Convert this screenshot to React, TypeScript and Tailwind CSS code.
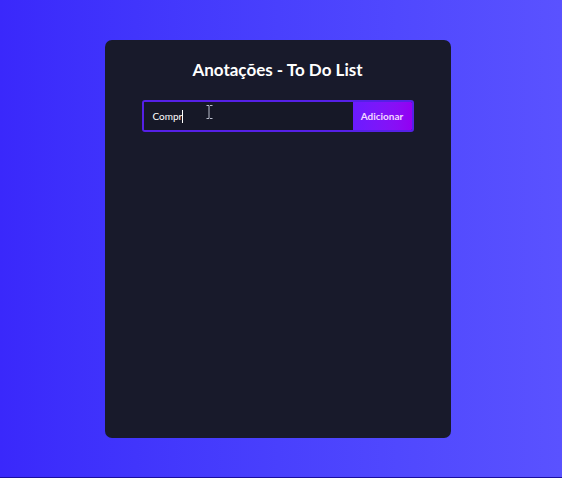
export default function App() {
  return (
    <div className="h-[478px] w-full overflow-hidden bg-gradient-to-r from-[#3a28fb] to-[#5a52ff] border-b border-[#1a10a0] font-['Lato',sans-serif]">
      <div className="flex justify-center pt-[40px] pr-[7px]">
        <div className="w-[346px] h-[398px] rounded-[7px] bg-[#181a2b] flex flex-col items-center">
          <h1 className="mt-[18px] text-[17px] font-bold text-white leading-[24px]">
            Anotações - To Do List
          </h1>
          <form className="mt-[18px] relative flex w-[272px] h-[32px] rounded-[3px] border-2 border-[#5520e6] overflow-hidden">
            <div className="flex-1 flex items-center pl-[9px] bg-[#161827]">
              <span className="text-[10px] text-white">Compr</span>
              <span className="w-px h-[13px] bg-white"></span>
            </div>
            <button
              type="button"
              className="w-[59px] bg-gradient-to-r from-[#6a1bff] to-[#9300f2] text-[10px] font-bold text-[#f3d9ff]"
            >
              Adicionar
            </button>
            <svg
              className="absolute left-[62px] top-[3px]"
              width="7"
              height="14"
              viewBox="0 0 7 14"
            >
              <path
                d="M0.5 0.5h2.5v13h-2.5M6.5 0.5h-2.5M6.5 13.5h-2.5"
                stroke="#b8bccb"
                fill="none"
              />
            </svg>
          </form>
        </div>
      </div>
    </div>
  );
}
--- --- ---
PROBLEM DESCRIPTION
Copy out all the data without changing anything, and drop the pictures.

ANSWER BELOW
Convert this screenshot to React, TypeScript and Tailwind CSS code.
export default function App() {
  return (
    <div className="h-[478px] w-full overflow-hidden bg-gradient-to-r from-[#3a28fb] to-[#5a52ff] border-b border-[#1a10a0] font-['Lato',sans-serif]">
      <div className="flex justify-center pt-[40px] pr-[7px]">
        <div className="w-[346px] h-[398px] rounded-[7px] bg-[#181a2b] flex flex-col items-center">
          <h1 className="mt-[18px] text-[17px] font-bold text-white leading-[24px]">
            Anotações - To Do List
          </h1>
          <form className="mt-[18px] relative flex w-[272px] h-[32px] rounded-[3px] border-2 border-[#5520e6] overflow-hidden">
            <div className="flex-1 flex items-center pl-[9px] bg-[#161827]">
              <span className="text-[10px] text-white">Compr</span>
              <span className="w-px h-[13px] bg-white"></span>
            </div>
            <button
              type="button"
              className="w-[59px] bg-gradient-to-r from-[#6a1bff] to-[#9300f2] text-[10px] font-bold text-[#f3d9ff]"
            >
              Adicionar
            </button>
            <svg
              className="absolute left-[62px] top-[3px]"
              width="7"
              height="14"
              viewBox="0 0 7 14"
            >
              <path
                d="M0.5 0.5h2.5v13h-2.5M6.5 0.5h-2.5M6.5 13.5h-2.5"
                stroke="#b8bccb"
                fill="none"
              />
            </svg>
          </form>
        </div>
      </div>
    </div>
  );
}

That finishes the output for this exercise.